青木理の『安倍三代』を読んだタイミングで『報道1930』では「安倍家三代と旧統一教会」という特集だって。受け取り方はいろいろだろうけれども、やはり今年は安倍晋三の年だったとも言えるよな、などと思いつつ。
本の方では父方の安倍寛との三代、一方、テレビの方では母方の岸信介との三代。
安倍寛という人のことはちいとも知らなかったんだけれども、かなり素晴らしい人だったようにお見受けする。晋三の代わりに安倍寛が総理をつとめてくれていれば、日本はここまで滅茶苦茶にはならなかっただろう、というか、寧ろ、それなりにまともな国になっていたのではないか……という無茶な比較をしてみたくなるぐらいに正義の人だったようだ。
本を読んでもテレビをみても、どうしてもご先祖さまたちと比べることにになってしまうが、何より強く感じたのは安倍寛、岸信介、晋太郎は政治家になる気があってなったんだってことね。
一方、晋三は三代目のぼんぼん以外の何ものでもなく、政治のことなどきちんと考えたこともなく、小学校から大学までエスカレーターで勉強もろくにせず、コネで就職して三年たったところで、何となく世襲する流れになっちゃった……ぐらいのところからはじまったんじゃないかな、と。
で、政治の世界に足を踏み入れ、周りの海千山千のおっさんたちに都合よく踊らされているうちに、おれって意外にイケてるダンサーなのかもってな勘違いをしたりして、何たることか、うっかり総理大臣になっちゃった。

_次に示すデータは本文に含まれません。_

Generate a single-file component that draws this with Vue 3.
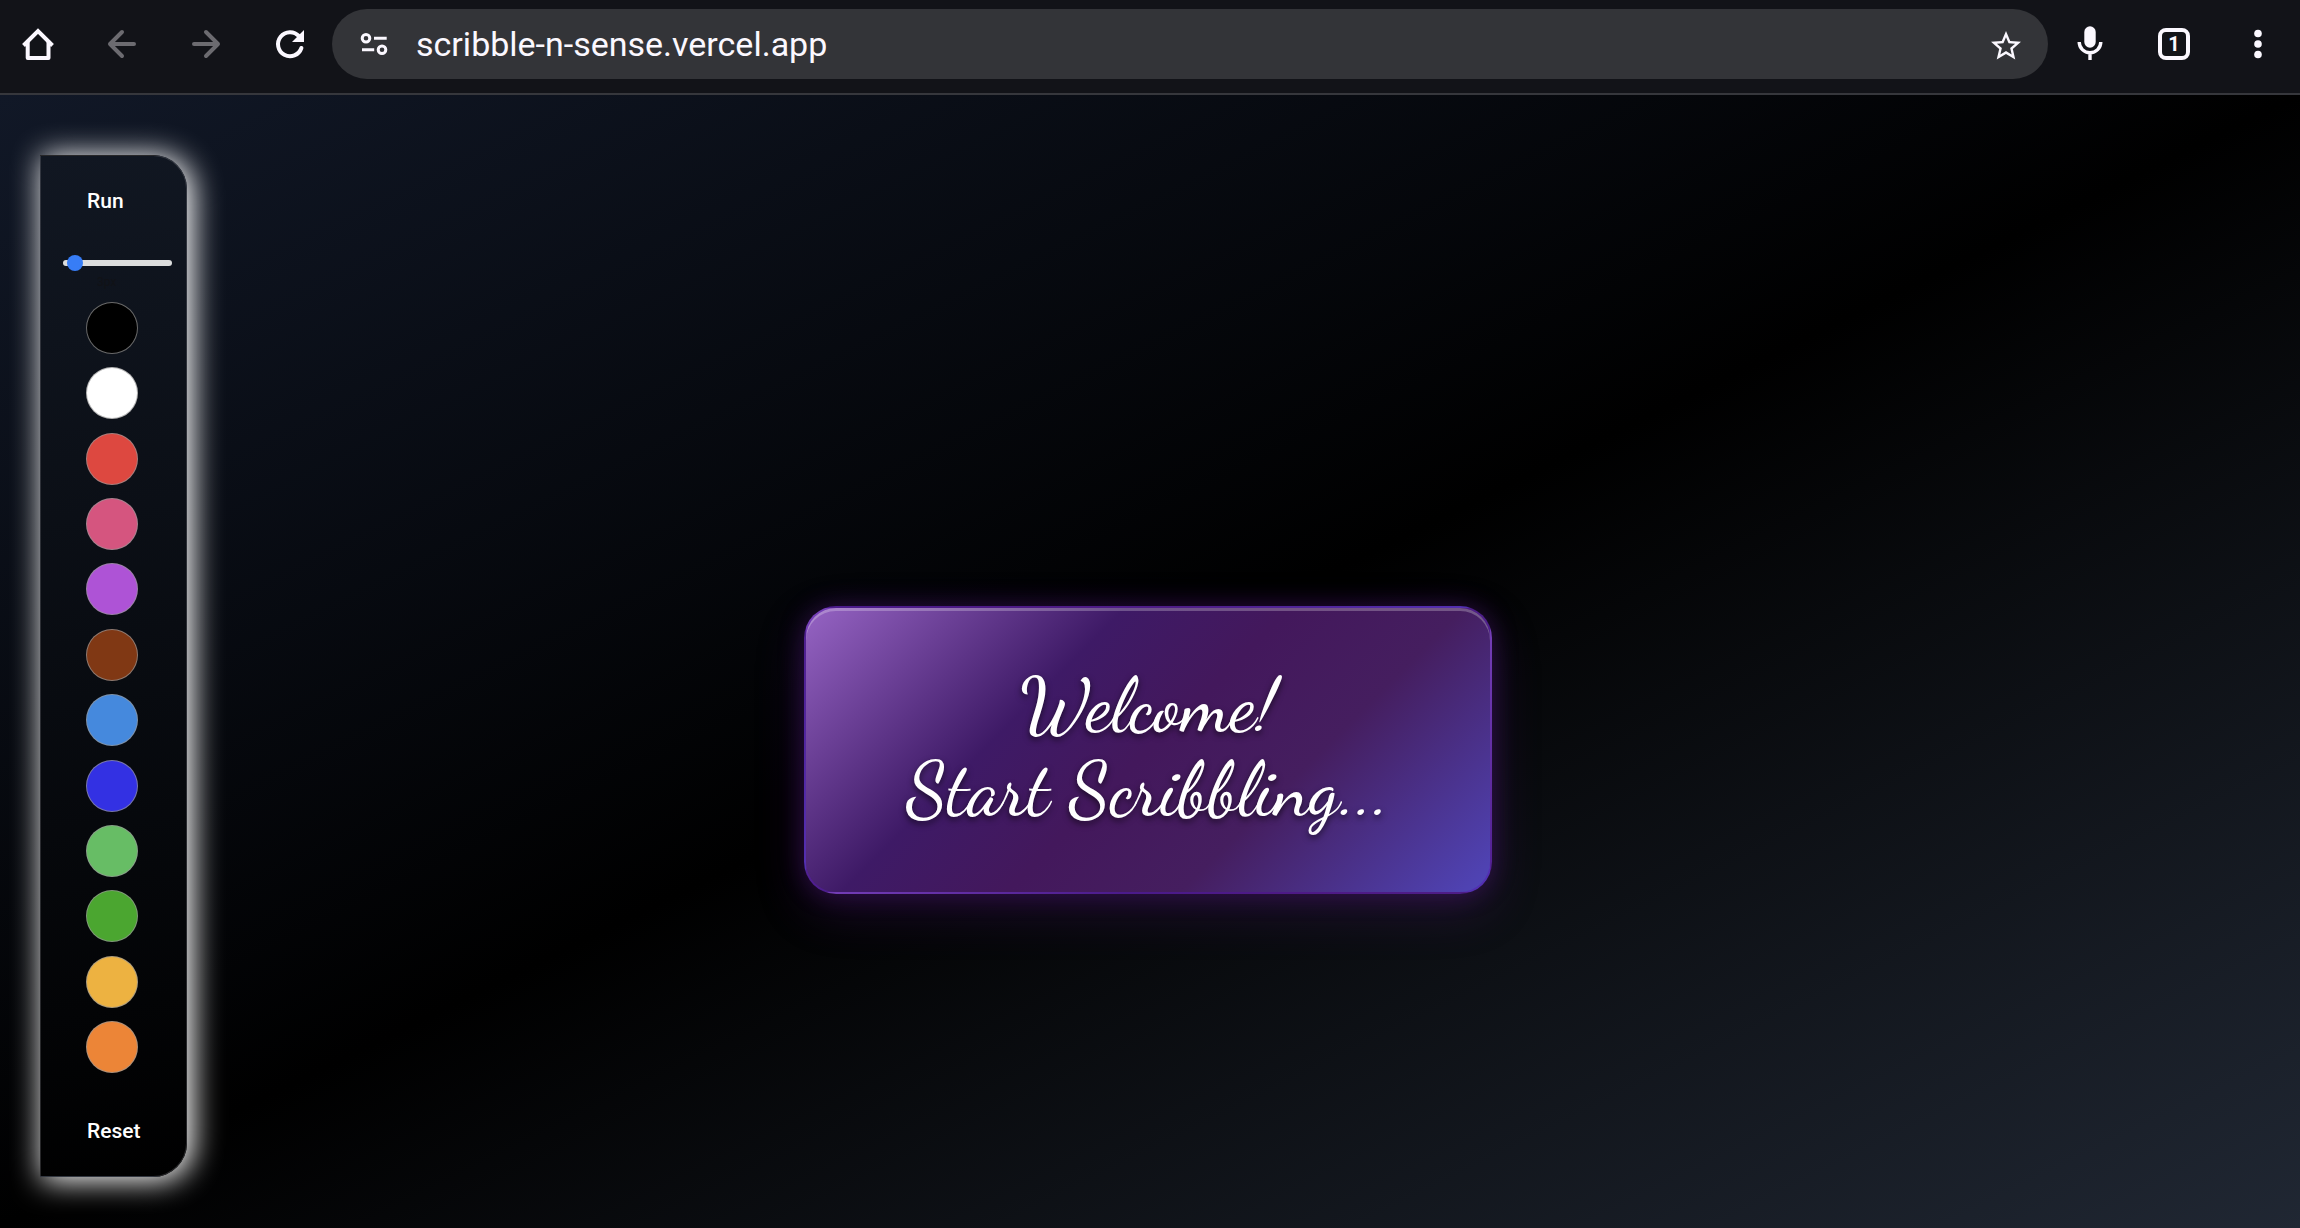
<script setup>
import { ref } from 'vue'

const url = ref('scribble-n-sense.vercel.app')
const brush = ref(3)
const selected = ref('Black')
const swatches = [
  { name: 'Black', color: '#000000' },
  { name: 'White', color: '#ffffff' },
  { name: 'Red', color: '#dd4840' },
  { name: 'Pink', color: '#d5557f' },
  { name: 'Purple', color: '#ae53d6' },
  { name: 'Brown', color: '#803814' },
  { name: 'Sky', color: '#4589dd' },
  { name: 'Blue', color: '#3331e3' },
  { name: 'Light green', color: '#67bd65' },
  { name: 'Green', color: '#4ba630' },
  { name: 'Yellow', color: '#edb241' },
  { name: 'Orange', color: '#ec8537' },
]
</script>

<template>
  <div class="page">
    <header class="browser-bar">
      <nav class="group" aria-label="Navigation">
        <button class="icon-btn" aria-label="Home">
          <svg viewBox="0 0 48 48" fill="none" stroke="currentColor" stroke-width="4" stroke-linecap="round" stroke-linejoin="round">
            <path stroke-linecap="butt" stroke-linejoin="miter" d="M9.5 25.5 24 11 38.5 25.5" />
            <path d="M13.7 22V38H34.5V22" />
          </svg>
        </button>
        <button class="icon-btn dim" aria-label="Back">
          <svg viewBox="0 0 48 48" fill="none" stroke="currentColor" stroke-width="4" stroke-linecap="round" stroke-linejoin="round">
            <path d="M36 24H12M24 12 12 24 24 36" />
          </svg>
        </button>
        <button class="icon-btn dim" aria-label="Forward">
          <svg viewBox="0 0 48 48" fill="none" stroke="currentColor" stroke-width="4" stroke-linecap="round" stroke-linejoin="round">
            <path d="M12 24H36M24 12 36 24 24 36" />
          </svg>
        </button>
        <button class="icon-btn" aria-label="Reload">
          <svg viewBox="0 0 48 48" fill="none" stroke="currentColor" stroke-width="4" stroke-linecap="round">
            <path d="M35.4 28A12 12 0 1 1 33 16.2" />
            <path d="M38 10V22H26Z" fill="currentColor" stroke="none" />
          </svg>
        </button>
      </nav>

      <div class="address">
        <button class="icon-btn" aria-label="Site settings">
          <svg viewBox="0 0 48 48" fill="none" stroke="currentColor" stroke-width="3">
            <circle cx="16" cy="18.3" r="3.8" />
            <circle cx="32" cy="29.7" r="3.8" />
            <path d="M24 18.3H36.7M12 29.7H24.2" />
          </svg>
        </button>
        <input v-model="url" class="url" type="text" aria-label="Address" />
        <button class="icon-btn" aria-label="Bookmark">
          <svg viewBox="0 0 48 48" fill="currentColor">
            <path transform="translate(6 8) scale(1.5)" d="M22 9.24l-7.19-.62L12 2 9.19 8.63 2 9.24l5.46 4.73L5.82 21 12 17.27 18.18 21l-1.63-7.03L22 9.24zM12 15.4l-3.76 2.27 1-4.28-3.32-2.88 4.38-.38L12 6.1l1.71 4.04 4.38.38-3.32 2.88 1 4.28L12 15.4z" />
          </svg>
        </button>
      </div>

      <div class="group">
        <button class="icon-btn" aria-label="Voice search">
          <svg viewBox="0 0 48 48" fill="none" stroke="currentColor" stroke-width="3.4">
            <rect x="18.3" y="6.3" width="11.4" height="21.4" rx="5.7" fill="currentColor" stroke="none" />
            <path d="M13.2 22A10.8 10.8 0 0 0 34.8 22M24 32.5V40" />
          </svg>
        </button>
        <button class="icon-btn" aria-label="Tabs"><span class="tabs">1</span></button>
        <button class="icon-btn" aria-label="Menu">
          <svg viewBox="0 0 48 48" fill="currentColor">
            <circle cx="24" cy="13.5" r="3.8" />
            <circle cx="24" cy="24" r="3.8" />
            <circle cx="24" cy="34.5" r="3.8" />
          </svg>
        </button>
      </div>
    </header>

    <main class="board">
      <aside class="tools">
        <button class="action">Run</button>
        <input id="brush" v-model="brush" class="slider" type="range" min="1" max="50" />
        <label class="size" for="brush">{{ brush }}px</label>
        <div class="palette">
          <button
            v-for="s in swatches"
            :key="s.name"
            class="swatch"
            :aria-label="s.name"
            :aria-pressed="selected === s.name"
            :style="{ backgroundColor: s.color }"
            @click="selected = s.name"
          ></button>
        </div>
        <button class="action">Reset</button>
      </aside>

      <section class="welcome">
        <h1>Welcome!<br />Start Scribbling...</h1>
      </section>
    </main>
  </div>
</template>

<style>
body {
  margin: 0;
  background: #000;
}
</style>

<style scoped>
.page {
  display: flex;
  flex-direction: column;
  min-height: 100vh;
  font-family: Roboto, "Liberation Sans", sans-serif;
}

button,
input {
  margin: 0;
  padding: 0;
  border: 0;
  background: none;
  color: inherit;
  font-family: inherit;
}

/* Browser bar */
.browser-bar {
  display: flex;
  align-items: center;
  gap: 18px;
  padding: 9px 18px 14px 14px;
  border-bottom: 2px solid #36373c;
  background: #121318;
  color: #fbf8ff;
}

.group {
  display: flex;
  gap: 36px;
}

.icon-btn {
  display: grid;
  flex: none;
  place-items: center;
  width: 48px;
  height: 48px;
}

.icon-btn svg {
  width: 48px;
  height: 48px;
}

.dim {
  color: #6c6b70;
}

.address {
  display: flex;
  flex: 1;
  align-items: center;
  gap: 18px;
  height: 70px;
  padding: 0 18px;
  border-radius: 35px;
  background: #333438;
}

.url {
  flex: 1;
  min-width: 0;
  font-size: 34px;
  line-height: 40px;
  outline: 0;
}

.tabs {
  display: grid;
  box-sizing: border-box;
  place-items: center;
  width: 32px;
  height: 32px;
  border: 4px solid currentColor;
  border-radius: 8px;
  font-size: 20px;
  font-weight: 700;
  line-height: 24px;
}

/* Drawing board */
.board {
  display: grid;
  flex: 1;
  padding-right: 4px;
  background: linear-gradient(to bottom right, #111827, #000 50%, #202733);
}

.tools,
.welcome {
  grid-area: 1 / 1;
  box-sizing: border-box;
}

.tools {
  display: flex;
  flex-direction: column;
  align-items: flex-start;
  justify-self: start;
  width: 147px;
  margin: 60px 40px 51px;
  padding: 33px 0;
  border: 1px solid rgba(128, 128, 136, 0.3);
  border-radius: 0 34px 34px 0;
  background: linear-gradient(170deg, #111722, #000);
  box-shadow: 4px 2px 30px 2px #fff;
  color: #fff;
}

.action {
  margin-left: 46px;
  font-size: 21px;
  font-weight: 500;
  line-height: 24px;
}

.slider {
  width: 109px;
  height: 16px;
  margin: 42px 0 0 22px;
  appearance: none;
}

.slider::-webkit-slider-runnable-track {
  height: 6px;
  border-radius: 3px;
  background: #dcdddd;
}

.slider::-webkit-slider-thumb {
  width: 16px;
  height: 16px;
  margin-top: -5px;
  border-radius: 50%;
  background: #377df6;
  appearance: none;
}

.size {
  margin: 3px 0 12px 56px;
  color: #111216;
  font-size: 12px;
  line-height: 16px;
}

.palette {
  display: flex;
  flex: 1;
  flex-direction: column;
  justify-content: space-between;
  margin: 0 0 46px 45px;
}

.swatch {
  box-sizing: border-box;
  width: 52px;
  height: 52px;
  border: 1px solid rgba(150, 150, 150, 0.7);
  border-radius: 50%;
}

.welcome {
  place-self: center;
  width: 688px;
  max-width: 90%;
  margin-top: 177px;
  padding: 56px 0 60px;
  border: 2px solid rgba(88, 28, 175, 0.5);
  border-radius: 32px;
  background: linear-gradient(135deg, #9664c4, #3e1a66 33%, #43185c 50%, #451e5f 68%, #5046ba);
  box-shadow:
    inset 0 3px 0 rgba(255, 255, 255, 0.25),
    0 0 24px rgba(88, 28, 135, 0.4),
    0 16px 48px rgba(88, 28, 135, 0.3);
}

.welcome h1 {
  margin: 0;
  color: #fff;
  font-family: "Dancing Script", cursive;
  font-size: 75px;
  font-weight: 500;
  line-height: 84px;
  text-align: center;
  text-shadow: 0 3px 6px rgba(0, 0, 0, 0.6);
}
</style>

ただ踊らされてきただけなのに。
そんでもって、肩書きが人を作るというたとえの通り、おれさまはえらいんだぞ、なんて踏んぞりかえるようになってしまった、かわいそうな人なのではないかという印象を持った次第。
総理になったこと、というか、政治家になったこと自体、彼にとっては不幸なことだったかもね。結果、日本全体にとってもとてもとても不幸なことになってしまったわけだけれど。
政治には向いてなかったよな。ぼんぼんらしくふわっと楽しいぼんぼんライフを送れば幸せだったんじゃないだろうか。
……なんてなことを書きたかったわけではないんだった。
図書館で貸し出す本が無料なのは嬉しいけれども、著者に還元されないのは残念だよなって話を書くつもりだったんだ。
貸し出しの記録システムはあるわけだから、音楽の再生に対するギャランティみたいなものを国が払うわけにはいかないだろうか、ということを思う次第。
図書館というシステムは素晴らしいし、文化のために無料で利用できるまま維持していくべきだけれども、作家や出版社を支えるためには貸し出しに対しても幾許かの印税的なものを発生させる仕組みが作れないかなあ、と。いかがでしょうか。